Well, that's what Gore addressed. And in fact, he dealt with both. His policy today was basically, "stay out, stay clean." His view was, in order to prevent crime, we have to keep -- get people off drugs and keep them off drugs. He said, you won't get out of jail if you're still on drugs. You'll stay behind bars. And if you're a parolee and you're found to fail drug tests, you'll go back in jail. That's his way of saying Democrats are going to get tough.
WATERS: Besides the speeches, we recall in the Clinton campaign that he had the opportunity to return to Arkansas to preside over an execution there to bolster his position that he was tough on crime. Does Al Gore have anything that he can do besides the speeches to score on this issue?
SCHNEIDER: Well, of course, he has to defend the administration's record, which Bush has attacked. But the crime rates have gone down during this administration, more cops have gone on the street.
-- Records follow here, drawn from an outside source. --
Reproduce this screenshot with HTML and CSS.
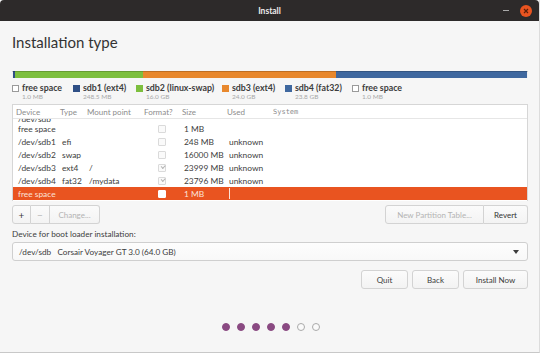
FILE: index.html
```html
<!DOCTYPE html>
<html lang="en">
<head>
    <meta charset="UTF-8">
    <title>Install</title>
    <link rel="stylesheet" href="styles.css">
</head>
<body>
<div class="window">
    <header class="titlebar">
        <span></span>
        <span class="title">Install</span>
        <div class="controls">
            <span class="minimize"></span>
            <span class="close">
                <svg width="12" height="12" viewBox="0 0 12 12"><circle cx="6" cy="6" r="6" fill="#e95420"/><path d="M4 4 L8 8 M8 4 L4 8" stroke="#5a1f0a" stroke-width="1.2"/></svg>
            </span>
        </div>
    </header>

    <main class="content">
        <h1>Installation type</h1>

        <div class="partbar">
            <span class="seg seg-free"></span>
            <span class="seg seg-sdb1"></span>
            <span class="seg seg-sdb2"></span>
            <span class="seg seg-sdb3"></span>
            <span class="seg seg-sdb4"></span>
            <span class="seg seg-free"></span>
        </div>

        <ul class="legend">
            <li><span class="swatch swatch-free"></span><div><b>free space</b><small>1.0 MB</small></div></li>
            <li><span class="swatch swatch-sdb1"></span><div><b>sdb1 (ext4)</b><small>248.5 MB</small></div></li>
            <li><span class="swatch swatch-sdb2"></span><div><b>sdb2 (linux-swap)</b><small>16.0 GB</small></div></li>
            <li><span class="swatch swatch-sdb3"></span><div><b>sdb3 (ext4)</b><small>24.0 GB</small></div></li>
            <li><span class="swatch swatch-sdb4"></span><div><b>sdb4 (fat32)</b><small>23.8 GB</small></div></li>
            <li><span class="swatch swatch-free"></span><div><b>free space</b><small>1.0 MB</small></div></li>
        </ul>

        <div class="parts">
            <div class="row head">
                <span>Device</span><span>Type</span><span>Mount point</span><span>Format?</span><span>Size</span><span>Used</span><span class="sys">System</span>
            </div>
            <div class="rows">
                <div class="row clipped"><span>/dev/sdb</span></div>
                <div class="row"><span>free space</span><span></span><span></span><span><i class="check"></i></span><span>1 MB</span><span></span><span></span></div>
                <div class="row"><span>/dev/sdb1</span><span>efi</span><span></span><span><i class="check"></i></span><span>248 MB</span><span>unknown</span><span></span></div>
                <div class="row"><span>/dev/sdb2</span><span>swap</span><span></span><span><i class="check"></i></span><span>16000 MB</span><span>unknown</span><span></span></div>
                <div class="row"><span>/dev/sdb3</span><span>ext4</span><span>/</span><span><i class="check on"></i></span><span>23999 MB</span><span>unknown</span><span></span></div>
                <div class="row"><span>/dev/sdb4</span><span>fat32</span><span>/mydata</span><span><i class="check on"></i></span><span>23796 MB</span><span>unknown</span><span></span></div>
                <div class="row selected"><span>free space</span><span></span><span></span><span><i class="check"></i></span><span>1 MB</span><span class="cursor"></span><span></span></div>
            </div>
        </div>

        <div class="toolbar">
            <div class="btn-group">
                <button class="btn small">+</button>
                <button class="btn small" disabled>−</button>
                <button class="btn change" disabled>Change...</button>
            </div>
            <div class="btn-group">
                <button class="btn newtable" disabled>New Partition Table...</button>
                <button class="btn revert">Revert</button>
            </div>
        </div>

        <label class="boot-label">Device for boot loader installation:</label>
        <div class="combo">
            <span>/dev/sdb&nbsp;&nbsp;&nbsp;Corsair Voyager GT 3.0 (64.0 GB)</span>
            <span class="arrow"></span>
        </div>

        <div class="actions">
            <button class="btn action">Quit</button>
            <button class="btn action">Back</button>
            <button class="btn action install">Install Now</button>
        </div>

        <div class="dots">
            <span class="dot done"></span>
            <span class="dot done"></span>
            <span class="dot done"></span>
            <span class="dot done"></span>
            <span class="dot done"></span>
            <span class="dot"></span>
            <span class="dot"></span>
        </div>
    </main>
</div>
</body>
</html>
```

FILE: styles.css
```css
*, *::before, *::after {
    box-sizing: border-box;
    margin: 0;
    padding: 0;
}

html, body {
    width: 540px;
    height: 354px;
    overflow: hidden;
    font-family: Lato, "Noto Sans", sans-serif;
    color: #3c3c3c;
    background: #ffffff;
}

.window {
    height: 353px;
    background: #f6f6f6;
    border-bottom: 1px solid #c8c8c8;
    border-right: 1px solid #dcdcdc;
    display: flex;
    flex-direction: column;
}

/* title bar */
.titlebar {
    height: 21px;
    background: #2d2a2a;
    display: grid;
    grid-template-columns: 1fr auto 1fr;
    align-items: center;
    border-radius: 4px 4px 0 0;
}

.title {
    color: #ececec;
    font-weight: 700;
    font-size: 8.5px;
}

.controls {
    display: flex;
    justify-content: flex-end;
    align-items: center;
    gap: 11px;
    padding-right: 7px;
}

.minimize {
    width: 6px;
    height: 1.5px;
    background: #aaa;
}

.close svg {
    display: block;
}

/* content */
.content {
    flex: 1;
    padding: 0 11px 0 12px;
    display: flex;
    flex-direction: column;
}

h1 {
    font-weight: 400;
    font-size: 15px;
    line-height: 20px;
    margin-top: 11px;
    color: #333;
}

.partbar {
    display: flex;
    height: 7px;
    margin-top: 19px;
    background: #3f689f;
}

.seg { display: block; height: 100%; box-shadow: inset 0 1px 0 rgba(0,0,0,0.18); }
.seg-free { width: 1px; background: #f0f0f0; }
.seg-sdb1 { width: 2px; background: #2f4f86; }
.seg-sdb2 { flex: 16.0; background: #7dbf3e; }
.seg-sdb3 { flex: 24.0; background: #e8882d; }
.seg-sdb4 { flex: 23.8; background: #3f689f; }

.legend {
    list-style: none;
    display: grid;
    grid-template-columns: 61px 63px 86px 63px 67px auto;
    margin-top: 5px;
    height: 17px;
}

.legend li {
    display: flex;
    gap: 3px;
    align-items: flex-start;
    white-space: nowrap;
}

.legend b {
    display: block;
    font-weight: 700;
    font-size: 8.8px;
    line-height: 10px;
    color: #3c3c3c;
}

.legend small {
    display: block;
    font-size: 6.5px;
    line-height: 7px;
    color: #a8a8a8;
}

.swatch {
    width: 7px;
    height: 7px;
    margin-top: 2px;
    flex: none;
}
.swatch-free { border: 1px solid #9a9a9a; background: #fff; }
.swatch-sdb1 { background: #2f4f86; }
.swatch-sdb2 { background: #7dbf3e; }
.swatch-sdb3 { background: #e8882d; }
.swatch-sdb4 { background: #3f689f; }

/* partitions table */
.parts {
    margin-top: 4px;
    height: 97px;
    background: #fff;
    border: 1px solid #d6d6d6;
    border-bottom: none;
    display: flex;
    flex-direction: column;
    font-size: 8.4px;
}

.row {
    display: grid;
    grid-template-columns: 44px 27px 57px 38px 45px 46px 1fr;
    align-items: center;
    height: 13px;
    padding-left: 5px;
    white-space: nowrap;
}

.row.head {
    height: 14px;
    color: #8c8c8c;
    padding-left: 3px;
    border-bottom: 1px solid #e6e6e6;
    flex: none;
    font-size: 8px;
}

.head .sys {
    font-family: "DejaVu Sans Mono", monospace;
    font-size: 7px;
}

.row.clipped {
    height: 3px;
    overflow: hidden;
    line-height: 6px;
    align-items: start;
}

.row.clipped span { display: block; height: 6px; margin-top: -3px; }

.check {
    display: block;
    width: 8px;
    height: 8px;
    margin-left: 12px;
    border: 1px solid #dadada;
    border-radius: 1px;
    background: #fafafa;
    position: relative;
}

.check.on::after {
    content: "";
    position: absolute;
    left: 1.5px;
    top: 0.5px;
    width: 4px;
    height: 2.5px;
    border-left: 1px solid #b5b5b5;
    border-bottom: 1px solid #b5b5b5;
    transform: rotate(-45deg);
}

.row.selected {
    background: #e95420;
    color: #fbe3d8;
}

.selected .check {
    background: #fff;
    border-color: #fff;
}

.cursor {
    display: block;
    width: 1px;
    height: 11px;
    background: #fbe3d8;
}

/* buttons */
.btn {
    font-family: inherit;
    font-size: 8px;
    color: #3c3c3c;
    background: linear-gradient(#fbfbfb, #f3f3f3);
    border: 1px solid #d3d3d3;
    border-radius: 3px;
    height: 19px;
    cursor: pointer;
}

.btn:disabled {
    color: #b4b4b4;
}

.toolbar {
    display: flex;
    justify-content: space-between;
    margin-top: 4px;
}

.btn-group {
    display: flex;
}

.btn-group .btn { border-radius: 0; }
.btn-group .btn:first-child { border-radius: 3px 0 0 3px; }
.btn-group .btn:last-child { border-radius: 0 3px 3px 0; }
.btn-group .btn + .btn { border-left: none; }

.btn.small { width: 19px; font-size: 10px; }
.btn.change { width: 50px; }
.btn.newtable { width: 99px; }
.btn.revert { width: 44px; color: #333; }

.boot-label {
    font-size: 8.2px;
    line-height: 10px;
    margin-top: 5px;
    color: #3c3c3c;
}

.combo {
    margin-top: 3px;
    height: 19px;
    border: 1px solid #cfcfcf;
    border-radius: 3px;
    background: linear-gradient(#fdfdfd, #f8f8f8);
    display: flex;
    align-items: center;
    justify-content: space-between;
    padding: 0 8px 0 6px;
    font-size: 8.2px;
}

.arrow {
    width: 0;
    height: 0;
    border-left: 3.5px solid transparent;
    border-right: 3.5px solid transparent;
    border-top: 4px solid #3c3c3c;
}

.actions {
    display: flex;
    justify-content: flex-end;
    gap: 4px;
    margin-top: 9px;
}

.btn.action { width: 47px; }
.btn.install { width: 65px; }

.dots {
    display: flex;
    justify-content: center;
    gap: 7px;
    margin-top: 34px;
    padding-left: 2px;
}

.dot {
    width: 8px;
    height: 8px;
    border-radius: 50%;
    border: 1px solid #aaa;
    background: #fafafa;
}

.dot.done {
    background: #8a4a82;
    border-color: #8a4a82;
}
```
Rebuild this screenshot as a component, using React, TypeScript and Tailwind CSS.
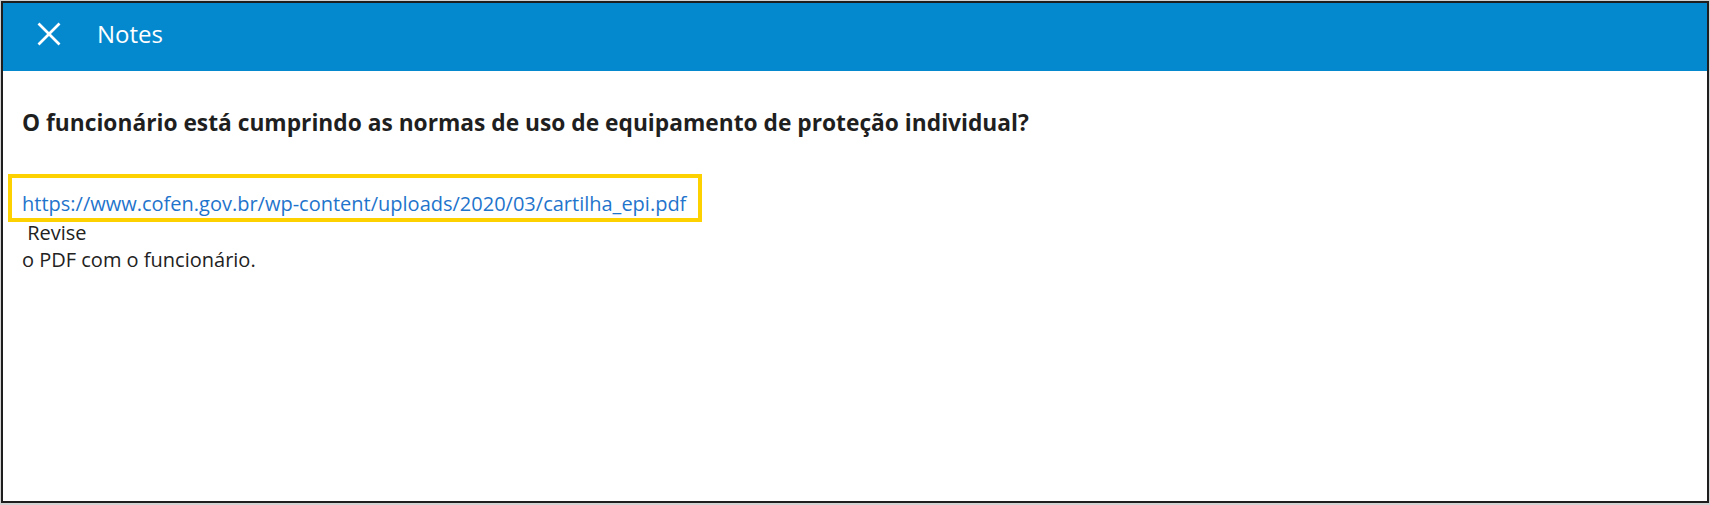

Clinton, in 1992, was a governor, so he could, in fact, show that he supported the death penalty, which was the principal differentiation between Clinton and the preceding Democratic nominee, Michael Dukakis: Clinton's support for the death penalty.
Remember when Dukakis was asked about the death penalty, would he favor it if his wife were brutally raped and murdered and he gave a very, people thought, unemotional answer to that? Clinton used the death penalty to show that he wasn't Michael Dukakis.
In Gore's case, 100,000 more police on the streets favored by the Clinton administration, a drop in the crime rate, and his argument that George Bush would spend so much money on a tax cut that there'd be very little left over to fund more cops on the street.
WATERS: All right, CNN senior political analyst Bill Schneider in Washington today.